● **Task**
Set the listing down unchanged, minus every embedded image.

● **Supplied information**
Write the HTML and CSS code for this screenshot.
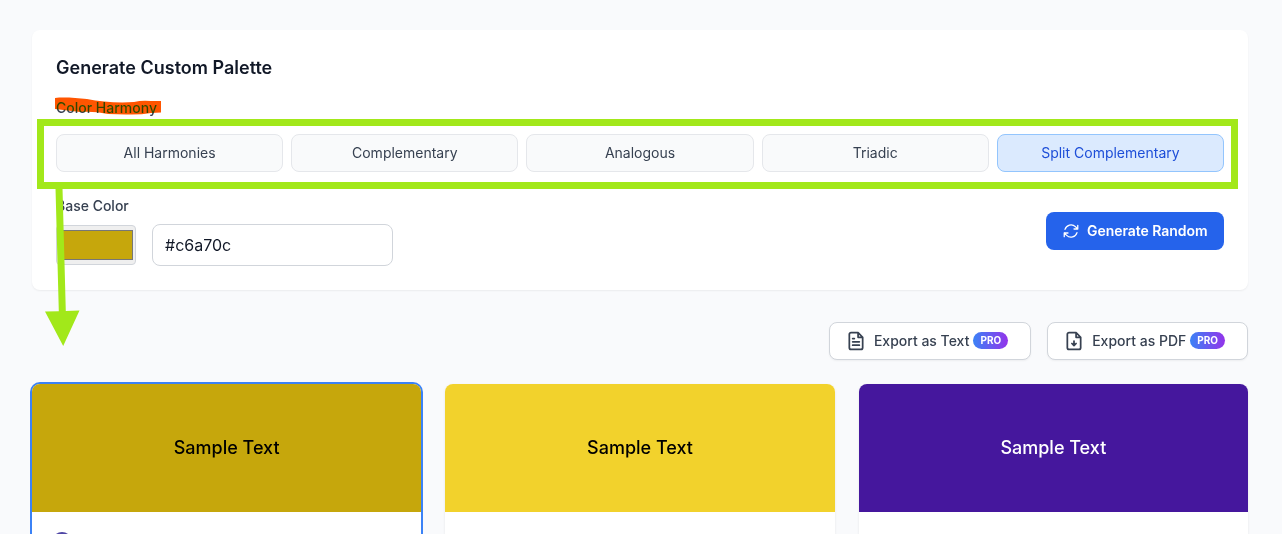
FILE: index.html
```html
<!DOCTYPE html>
<html lang="en">
<head>
<meta charset="utf-8">
<title>Color Palette Generator</title>
<link rel="stylesheet" href="styles.css">
</head>
<body>
<main class="page">
  <section class="panel">
    <h2 class="panel-title">Generate Custom Palette</h2>
    <div class="label harmony-label">Color Harmony</div>
    <div class="harmonies">
      <button class="harmony">All Harmonies</button>
      <button class="harmony">Complementary</button>
      <button class="harmony">Analogous</button>
      <button class="harmony">Triadic</button>
      <button class="harmony active">Split Complementary</button>
    </div>
    <div class="controls">
      <div>
        <div class="label">Base Color</div>
        <div class="inputs">
          <div class="color-well"><div class="color-swatch"></div></div>
          <div class="hex">#c6a70c</div>
        </div>
      </div>
      <button class="generate">
        <svg width="18" height="18" viewBox="0 0 24 24" fill="none" stroke="currentColor" stroke-width="1.7" stroke-linecap="round" stroke-linejoin="round"><path d="M16.023 9.348h4.992M2.985 19.644v-4.992m0 0h4.992m-4.993 0 3.181 3.183a8.25 8.25 0 0 0 13.803-3.7M4.031 9.865a8.25 8.25 0 0 1 13.803-3.7l3.181 3.182m0-4.991v4.99"/></svg>
        <span>Generate Random</span>
      </button>
    </div>
  </section>

  <div class="exports">
    <button class="export">
      <svg width="20" height="20" viewBox="0 0 24 24" fill="none" stroke="currentColor" stroke-width="2.1" stroke-linecap="round" stroke-linejoin="round"><path d="M14.500 2H6a2 2 0 0 0-2 2v16a2 2 0 0 0 2 2h12a2 2 0 0 0 2-2V7.500zM14.500 2v5.500H20M16 13H8M16 17H8M10 9H8"/></svg>
      <span>Export as Text</span><span class="pro">PRO</span>
    </button>
    <button class="export">
      <svg width="20" height="20" viewBox="0 0 24 24" fill="none" stroke="currentColor" stroke-width="2.1" stroke-linecap="round" stroke-linejoin="round"><path d="M14.500 2H6a2 2 0 0 0-2 2v16a2 2 0 0 0 2 2h12a2 2 0 0 0 2-2V7.500zM14.500 2v5.500H20M12 17.500V12M9.500 15l2.500 2.500 2.500-2.500"/></svg>
      <span>Export as PDF</span><span class="pro">PRO</span>
    </button>
  </div>

  <div class="cards">
    <article class="card selected">
      <div class="sample gold">Sample Text</div>
      <div class="card-body"><span class="dot"></span></div>
    </article>
    <article class="card"><div class="sample yellow">Sample Text</div><div class="card-body"></div></article>
    <article class="card"><div class="sample purple">Sample Text</div><div class="card-body"></div></article>
  </div>
</main>

<svg class="annotations marker-layer" width="1282" height="534" viewBox="0 0 1282 534">
  <path class="marker" d="M55 98C64 97 76 98 87 99C101 102 119 103 134 102Q142 100 151 101L161 101V112.500L151 113Q140 115 126 114.500L108 114Q94 111 80 112L55 109Z"/>
</svg>
<svg class="annotations" width="1282" height="534" viewBox="0 0 1282 534">
  <rect class="frame" x="40.500" y="122.500" width="1194" height="63"/>
  <path class="arrow" d="M55.500 188H62.500L65.800 311L79.500 310.500L63.200 346L45 311.500L58.800 311.200Z"/>
</svg>
</body>
</html>
```

FILE: styles.css
```css
* { box-sizing: border-box; }
body {
  margin: 0;
  height: 534px;
  overflow: hidden;
  background: #f9fafc;
  color: #111827;
  font-family: Inter, "Liberation Sans", sans-serif;
}
button { font: inherit; margin: 0; }
.page { width: 1280px; height: 534px; padding: 30px 32px 0; overflow: hidden; }
.panel {
  height: 260px;
  padding: 24px;
  background: #fff;
  border-radius: 8px;
  box-shadow: 0 1px 2px rgba(0, 0, 0, .06);
}
.panel-title { margin: 0; font-size: 18px; line-height: 28px; font-weight: 600; }
.label { font-size: 14px; line-height: 20px; font-weight: 500; color: #374151; }
.harmony-label { margin-top: 16px; }
.harmonies { display: grid; grid-template-columns: repeat(5, 1fr); gap: 8px; margin-top: 16px; }
.harmony {
  height: 38px;
  padding: 0 0 2px;
  border: 1px solid #e5e7eb;
  border-radius: 8px;
  background: #f9fafb;
  color: #374151;
  font-size: 14px;
}
.harmony.active { background: #dbeafe; border-color: #93c5fd; color: #1d4ed8; }
.controls { display: flex; justify-content: space-between; align-items: center; margin-top: 24px; }
.inputs { display: flex; align-items: center; gap: 16px; margin-top: 8px; }
.color-well {
  width: 80px;
  height: 40px;
  padding: 5px 2px 5px 3px;
  background: #efefef;
  border: 1px solid #d1d5db;
  border-radius: 4px;
}
.color-swatch { height: 30px; margin-top: -1px; border: 1px solid #777; background: #c6a70c; }
.hex {
  width: 241px;
  height: 42px;
  padding: 0 12px;
  border: 1px solid #d1d5db;
  border-radius: 8px;
  font-size: 16px;
  line-height: 41px;
}
.generate {
  display: flex;
  align-items: center;
  gap: 7px;
  width: 178px;
  height: 38px;
  padding: 0 16px;
  border: 0;
  border-radius: 8px;
  background: #2563eb;
  color: #fff;
  font-size: 14px;
  font-weight: 600;
  letter-spacing: -.05px;
  white-space: nowrap;
}
.generate span { padding-bottom: 2px; }
.exports { display: flex; justify-content: flex-end; gap: 16px; margin-top: 32px; }
.export {
  display: flex;
  align-items: center;
  height: 38px;
  padding: 0 22px 0 16px;
  border: 1px solid #d1d5db;
  border-radius: 8px;
  background: #fff;
  box-shadow: 0 1px 2px rgba(0, 0, 0, .05);
  color: #374151;
  font-size: 14px;
  font-weight: 500;
}
.export svg { margin-right: 8px; }
.export span { margin-bottom: 2px; }
.export .pro {
  height: 17px;
  margin: 0 0 1px 4px;
  padding: 0 7px;
  border-radius: 9px;
  background: linear-gradient(90deg, #3b82f6, #9333ea);
  color: #fff;
  font-size: 10px;
  line-height: 16px;
  font-weight: 700;
}
.cards { display: grid; grid-template-columns: repeat(3, 1fr); gap: 24px; margin-top: 24px; }
.card { border-radius: 8px 8px 0 0; background: #fff; overflow: hidden; box-shadow: 0 1px 3px rgba(0, 0, 0, .08); }
.card.selected { box-shadow: 0 0 0 2px #3b82f6; }
.sample { display: flex; align-items: center; justify-content: center; height: 128px; padding-bottom: 2px; font-size: 18px; font-weight: 500; color: #000; }
.gold { background: #c6a70c; }
.yellow { background: #f2d22c; }
.purple { background: #45179d; color: #fff; }
.card-body { height: 22px; padding: 20px 20px 0; overflow: hidden; }
.dot { display: block; width: 20px; height: 20px; border: 2px solid #4f46a5; border-radius: 50%; background: #6366b1; }
.annotations { position: absolute; top: 0; left: 0; pointer-events: none; }
.marker-layer { mix-blend-mode: darken; }
.marker { fill: #ff5500; }
.frame { fill: none; stroke: #a2e81a; stroke-width: 7; }
.arrow { fill: #a2e81a; }
```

● **Correct response**
Write the HTML and CSS code for this screenshot.
FILE: index.html
```html
<!DOCTYPE html>
<html lang="en">
<head>
<meta charset="utf-8">
<title>Color Palette Generator</title>
<link rel="stylesheet" href="styles.css">
</head>
<body>
<main class="page">
  <section class="panel">
    <h2 class="panel-title">Generate Custom Palette</h2>
    <div class="label harmony-label">Color Harmony</div>
    <div class="harmonies">
      <button class="harmony">All Harmonies</button>
      <button class="harmony">Complementary</button>
      <button class="harmony">Analogous</button>
      <button class="harmony">Triadic</button>
      <button class="harmony active">Split Complementary</button>
    </div>
    <div class="controls">
      <div>
        <div class="label">Base Color</div>
        <div class="inputs">
          <div class="color-well"><div class="color-swatch"></div></div>
          <div class="hex">#c6a70c</div>
        </div>
      </div>
      <button class="generate">
        <svg width="18" height="18" viewBox="0 0 24 24" fill="none" stroke="currentColor" stroke-width="1.7" stroke-linecap="round" stroke-linejoin="round"><path d="M16.023 9.348h4.992M2.985 19.644v-4.992m0 0h4.992m-4.993 0 3.181 3.183a8.25 8.25 0 0 0 13.803-3.7M4.031 9.865a8.25 8.25 0 0 1 13.803-3.7l3.181 3.182m0-4.991v4.99"/></svg>
        <span>Generate Random</span>
      </button>
    </div>
  </section>

  <div class="exports">
    <button class="export">
      <svg width="20" height="20" viewBox="0 0 24 24" fill="none" stroke="currentColor" stroke-width="2.1" stroke-linecap="round" stroke-linejoin="round"><path d="M14.500 2H6a2 2 0 0 0-2 2v16a2 2 0 0 0 2 2h12a2 2 0 0 0 2-2V7.500zM14.500 2v5.500H20M16 13H8M16 17H8M10 9H8"/></svg>
      <span>Export as Text</span><span class="pro">PRO</span>
    </button>
    <button class="export">
      <svg width="20" height="20" viewBox="0 0 24 24" fill="none" stroke="currentColor" stroke-width="2.1" stroke-linecap="round" stroke-linejoin="round"><path d="M14.500 2H6a2 2 0 0 0-2 2v16a2 2 0 0 0 2 2h12a2 2 0 0 0 2-2V7.500zM14.500 2v5.500H20M12 17.500V12M9.500 15l2.500 2.500 2.500-2.500"/></svg>
      <span>Export as PDF</span><span class="pro">PRO</span>
    </button>
  </div>

  <div class="cards">
    <article class="card selected">
      <div class="sample gold">Sample Text</div>
      <div class="card-body"><span class="dot"></span></div>
    </article>
    <article class="card"><div class="sample yellow">Sample Text</div><div class="card-body"></div></article>
    <article class="card"><div class="sample purple">Sample Text</div><div class="card-body"></div></article>
  </div>
</main>

<svg class="annotations marker-layer" width="1282" height="534" viewBox="0 0 1282 534">
  <path class="marker" d="M55 98C64 97 76 98 87 99C101 102 119 103 134 102Q142 100 151 101L161 101V112.500L151 113Q140 115 126 114.500L108 114Q94 111 80 112L55 109Z"/>
</svg>
<svg class="annotations" width="1282" height="534" viewBox="0 0 1282 534">
  <rect class="frame" x="40.500" y="122.500" width="1194" height="63"/>
  <path class="arrow" d="M55.500 188H62.500L65.800 311L79.500 310.500L63.200 346L45 311.500L58.800 311.200Z"/>
</svg>
</body>
</html>
```

FILE: styles.css
```css
* { box-sizing: border-box; }
body {
  margin: 0;
  height: 534px;
  overflow: hidden;
  background: #f9fafc;
  color: #111827;
  font-family: Inter, "Liberation Sans", sans-serif;
}
button { font: inherit; margin: 0; }
.page { width: 1280px; height: 534px; padding: 30px 32px 0; overflow: hidden; }
.panel {
  height: 260px;
  padding: 24px;
  background: #fff;
  border-radius: 8px;
  box-shadow: 0 1px 2px rgba(0, 0, 0, .06);
}
.panel-title { margin: 0; font-size: 18px; line-height: 28px; font-weight: 600; }
.label { font-size: 14px; line-height: 20px; font-weight: 500; color: #374151; }
.harmony-label { margin-top: 16px; }
.harmonies { display: grid; grid-template-columns: repeat(5, 1fr); gap: 8px; margin-top: 16px; }
.harmony {
  height: 38px;
  padding: 0 0 2px;
  border: 1px solid #e5e7eb;
  border-radius: 8px;
  background: #f9fafb;
  color: #374151;
  font-size: 14px;
}
.harmony.active { background: #dbeafe; border-color: #93c5fd; color: #1d4ed8; }
.controls { display: flex; justify-content: space-between; align-items: center; margin-top: 24px; }
.inputs { display: flex; align-items: center; gap: 16px; margin-top: 8px; }
.color-well {
  width: 80px;
  height: 40px;
  padding: 5px 2px 5px 3px;
  background: #efefef;
  border: 1px solid #d1d5db;
  border-radius: 4px;
}
.color-swatch { height: 30px; margin-top: -1px; border: 1px solid #777; background: #c6a70c; }
.hex {
  width: 241px;
  height: 42px;
  padding: 0 12px;
  border: 1px solid #d1d5db;
  border-radius: 8px;
  font-size: 16px;
  line-height: 41px;
}
.generate {
  display: flex;
  align-items: center;
  gap: 7px;
  width: 178px;
  height: 38px;
  padding: 0 16px;
  border: 0;
  border-radius: 8px;
  background: #2563eb;
  color: #fff;
  font-size: 14px;
  font-weight: 600;
  letter-spacing: -.05px;
  white-space: nowrap;
}
.generate span { padding-bottom: 2px; }
.exports { display: flex; justify-content: flex-end; gap: 16px; margin-top: 32px; }
.export {
  display: flex;
  align-items: center;
  height: 38px;
  padding: 0 22px 0 16px;
  border: 1px solid #d1d5db;
  border-radius: 8px;
  background: #fff;
  box-shadow: 0 1px 2px rgba(0, 0, 0, .05);
  color: #374151;
  font-size: 14px;
  font-weight: 500;
}
.export svg { margin-right: 8px; }
.export span { margin-bottom: 2px; }
.export .pro {
  height: 17px;
  margin: 0 0 1px 4px;
  padding: 0 7px;
  border-radius: 9px;
  background: linear-gradient(90deg, #3b82f6, #9333ea);
  color: #fff;
  font-size: 10px;
  line-height: 16px;
  font-weight: 700;
}
.cards { display: grid; grid-template-columns: repeat(3, 1fr); gap: 24px; margin-top: 24px; }
.card { border-radius: 8px 8px 0 0; background: #fff; overflow: hidden; box-shadow: 0 1px 3px rgba(0, 0, 0, .08); }
.card.selected { box-shadow: 0 0 0 2px #3b82f6; }
.sample { display: flex; align-items: center; justify-content: center; height: 128px; padding-bottom: 2px; font-size: 18px; font-weight: 500; color: #000; }
.gold { background: #c6a70c; }
.yellow { background: #f2d22c; }
.purple { background: #45179d; color: #fff; }
.card-body { height: 22px; padding: 20px 20px 0; overflow: hidden; }
.dot { display: block; width: 20px; height: 20px; border: 2px solid #4f46a5; border-radius: 50%; background: #6366b1; }
.annotations { position: absolute; top: 0; left: 0; pointer-events: none; }
.marker-layer { mix-blend-mode: darken; }
.marker { fill: #ff5500; }
.frame { fill: none; stroke: #a2e81a; stroke-width: 7; }
.arrow { fill: #a2e81a; }
```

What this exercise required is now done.